Le comble pour un homme de dialogue, tel qu'il se définit. Quand il était à la tête de Xbox France, sa marque de fabrique était de répondre directement aux "gamers" sur Twitter. En seulement huit mois à l'OM, il a déjà passé son compte en privé et bloqué plus d'un supporter. C'est le coeur de son problème : être bien perçu à l'intérieur et à l'extérieur du club (ce qui n'était pas tout à fait le cas de "JHE"...) tout en restant ciblé par la vindicte populaire. Car si la crise sanitaire, conjuguée à celle du foot français, n'a pas facilité ses débuts, à La Commanderie, ses premiers pas sont bien vus.

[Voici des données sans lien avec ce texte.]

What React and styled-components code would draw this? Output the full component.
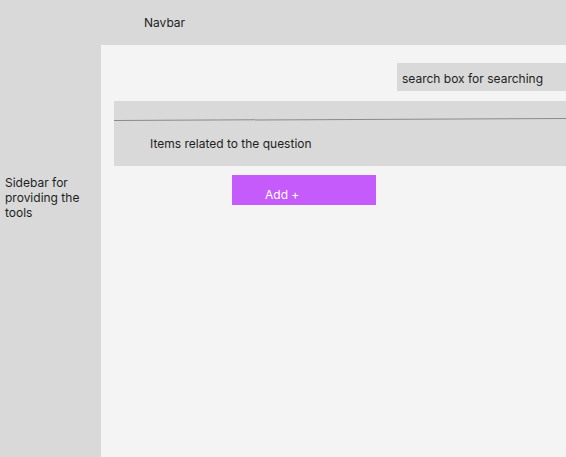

Mais en quelques mots couchés dans un communiqué, "pour créer et impulser un nouveau mode de supportérisme", il a rendu tout Marseille agoraphobe. "Ils parlent d'un truc qu'ils ne connaissent pas", peste un ancien du club. "Pour lui, lancer l'Agora le jour de la mise en demeure des groupes, c'était pour bien montrer qu'on n'accepte pas les violences, mais que le dialogue reste ouvert", tente de décrypter un connaisseur du dossier. "La phrase importante dans la mise en demeure, c'est : 'Je privilégie la voie de la discussion'", insistait-il dans son "conf-call" avec OM Nation. "J'essaie d'oeuvrer pour rapprocher l'OM et ses groupes de supporters", assurait-il aussi. "Ouvrard n'est pas notre priorité. Notre priorité, c'est Thierry Aldebert (directeur général adjoint, ancien responsable de la sécurité désormais en charge du stade)", pointe un leader d'association.
Dans son courrier, Hugues Ouvrard évoquait la date du 1er mars, soit demain, pour faire le point. Qu'en est-il ? Aujourd'hui, tout le monde se pose la question. Et pendant ce temps, le "Head of Business" croise les doigts.